Overall, Denton says the move has been positive for the industry despite a stronger dollar, and while airlines with hedged fuel are just beginning to feel the benefits now, he believes they will last into the summer. However, he warns airports that if they are expecting this to lead to a brave new world of route development, those that aren’t primary airports will be disappointed.
He cites the example of Norwegian’s announcement in March that it would introduce three new routes out of Manchester to Barcelona, Alicante and Malaga, routes that were already being served by at least four other airlines, as proof that times have changed.
Denton says: “These routes are incredibly well served which indicates how confident Norwegian is. It believes there’s a big enough market available for it to compete but this is creating massive problems from a capacity point of view. If you look at Gatwick I think it is genuinely full and there’s nothing it can do about it.
“It is a risk-averse strategy, it is a balance between being on a well-served route or being the only one on an unserved route and generating customers. They [the airlines] would rather have a price war with someone and they’re not worried about putting more capacity on a route that is already well served.”
Astor added while secondary airports might not see the benefits of reduced fuel prices immediately, they should not give up quite yet, particularly if prices do stay down long term. Denton also argues that they can do more to help themselves in the current climate by rethinking how they can best attract the airlines. “For secondary airports, I think the old days of commercial incentives are running down,” he says.
“Small airports need to be a lot more creative and look at partnerships with airlines and tourist boards. It is not just about what the airport can do, it is about what the tourist boards can do.
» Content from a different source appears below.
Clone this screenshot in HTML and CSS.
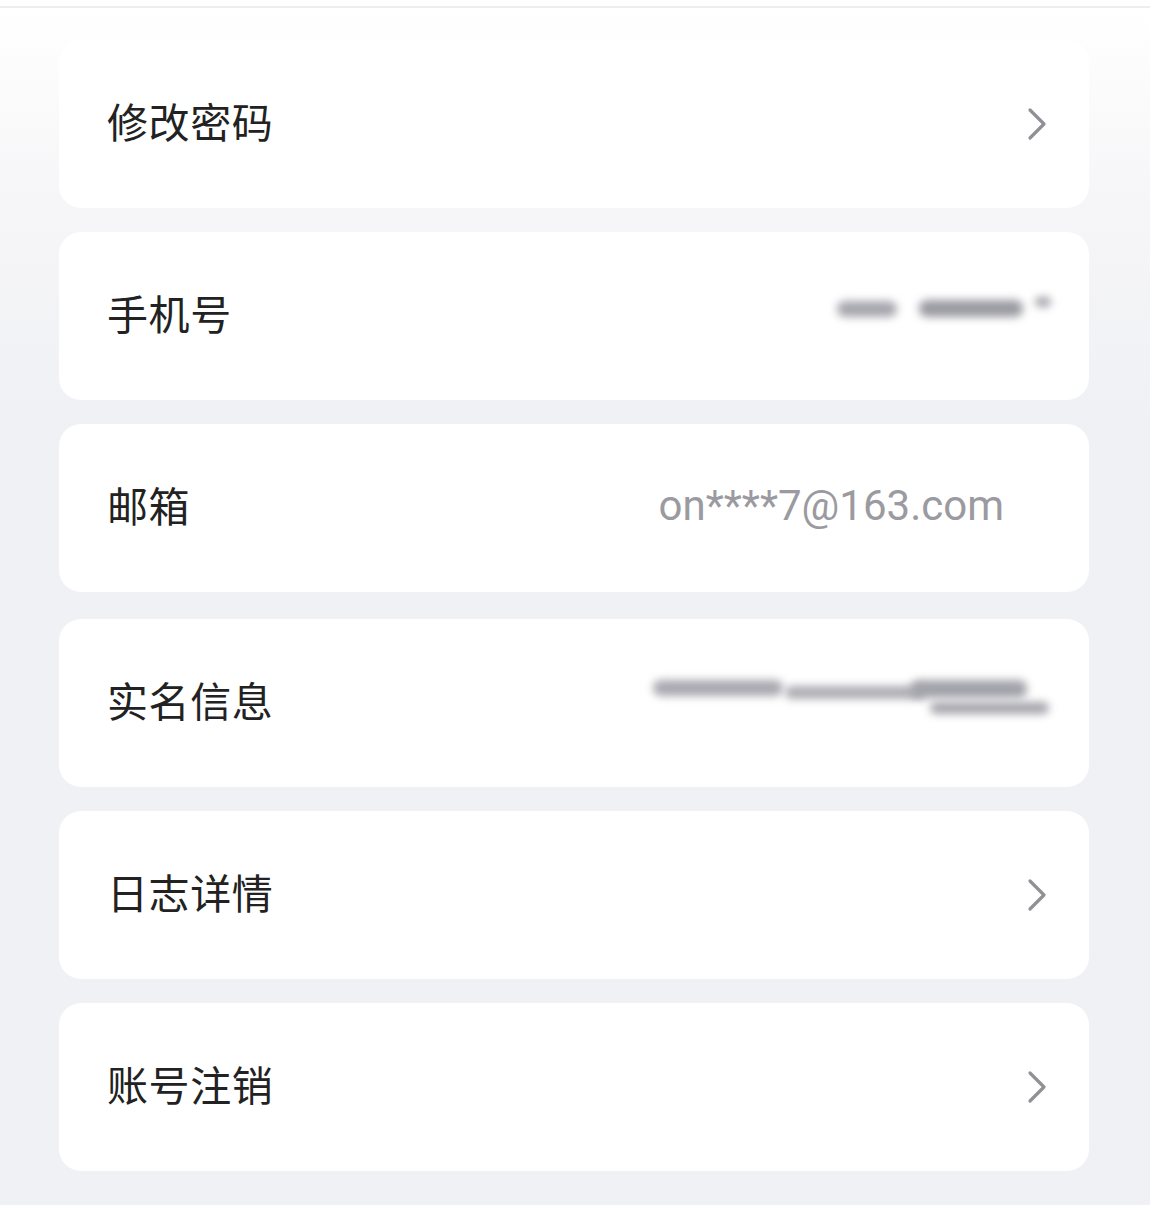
FILE: index.html
```html
<!DOCTYPE html>
<html lang="zh-CN">
<head>
    <meta charset="UTF-8">
    <meta name="viewport" content="width=device-width, initial-scale=1.0">
    <title>账号安全</title>
    <link rel="stylesheet" href="styles.css">
</head>
<body>

<div class="topbar"></div>

<div class="list">
    <div class="item">
        <span class="label">修改密码</span>
        <svg class="arrow" viewBox="0 0 20 34"><path d="M3 3 L17 17 L3 31" /></svg>
    </div>
    <div class="item">
        <span class="label">手机号</span>
        <span class="masked phone">
            <i class="b1"></i><i class="b2"></i><i class="b3"></i>
        </span>
    </div>
    <div class="item">
        <span class="label">邮箱</span>
        <span class="value">on****7@163.com</span>
    </div>
    <div class="item item-gap">
        <span class="label">实名信息</span>
        <span class="masked name">
            <i class="n1"></i><i class="n2"></i><i class="n3"></i><i class="n4"></i>
        </span>
    </div>
    <div class="item">
        <span class="label">日志详情</span>
        <svg class="arrow" viewBox="0 0 20 34"><path d="M3 3 L17 17 L3 31" /></svg>
    </div>
    <div class="item">
        <span class="label">账号注销</span>
        <svg class="arrow" viewBox="0 0 20 34"><path d="M3 3 L17 17 L3 31" /></svg>
    </div>
</div>

</body>
</html>
```

FILE: styles.css
```css
* { margin: 0; padding: 0; box-sizing: border-box; }
html, body { height: 100%; }
body {
    font-family: "Noto Sans CJK SC", "Noto Sans", sans-serif;
    background: linear-gradient(to bottom, #ffffff 0px, #ffffff 10px, #f6f6f8 200px, #f0f1f5 420px, #f0f1f5 100%);
    color: #222;
}
.topbar { height: 8px; border-bottom: 2px solid #eeeef2; background: #fff; }
.list { padding: 32px 61px 0 59px; display: flex; flex-direction: column; gap: 24px; }
.item {
    height: 168px; background: #fff; border-radius: 22px;
    display: flex; align-items: center; justify-content: space-between;
    padding: 0 42px 0 48px;
}
.item-gap { margin-top: 3px; }
.label { font-size: 41px; line-height: 1; color: #222; letter-spacing: 0.6px; margin-top: -8px; }
.arrow { width: 20px; height: 34px; }
.arrow path { fill: none; stroke: #909096; stroke-width: 3.2; stroke-linecap: round; stroke-linejoin: round; }
.value {
    font-family: Roboto, "Liberation Sans", sans-serif; font-size: 42px; color: #9a9aa0;
    margin-right: 43px; margin-top: -6px;
}
.masked { position: relative; display: block; }
.masked i { position: absolute; display: block; background: #9a9aa2; filter: blur(4px); border-radius: 8px; }
.phone { width: 222px; height: 30px; margin-right: -2px; margin-top: -12px; }
.phone .b1 { left: 10px; top: 6px; width: 60px; height: 16px; background: #a6a6ae; }
.phone .b2 { left: 92px; top: 5px; width: 104px; height: 17px; background: #9a9aa2; }
.phone .b3 { left: 208px; top: 2px; width: 16px; height: 10px; background: #a2a2aa; }
.name { width: 404px; height: 44px; margin-right: -2px; margin-top: -6px; }
.name .n1 { left: 8px; top: 2px; width: 130px; height: 16px; background: #a8a8b0; }
.name .n2 { left: 140px; top: 8px; width: 140px; height: 13px; background: #acacb2; }
.name .n3 { left: 266px; top: 2px; width: 116px; height: 18px; background: #a2a2aa; }
.name .n4 { left: 285px; top: 24px; width: 119px; height: 12px; background: #a4a4ac; }
```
If it is a leisure destination they have to be involved with the tourist board in the area but they have to understand what the airline wants.”
Denton adds other potential partner airports can consider including local travel agents and hoteliers as they seek to build a case for a new route on the strength of the entire destination, not just the airport itself. He believes new deals which would see airports share the risk as well as the profits with any airline introducing a new route will also prove commercially successful.
In short, while no one quite knows how long the new normal will last, it seems airports can best prepare for the future by focusing on the abnormal. A range of new commercial strategies will keep them ahead of their competitors, wherever they may be.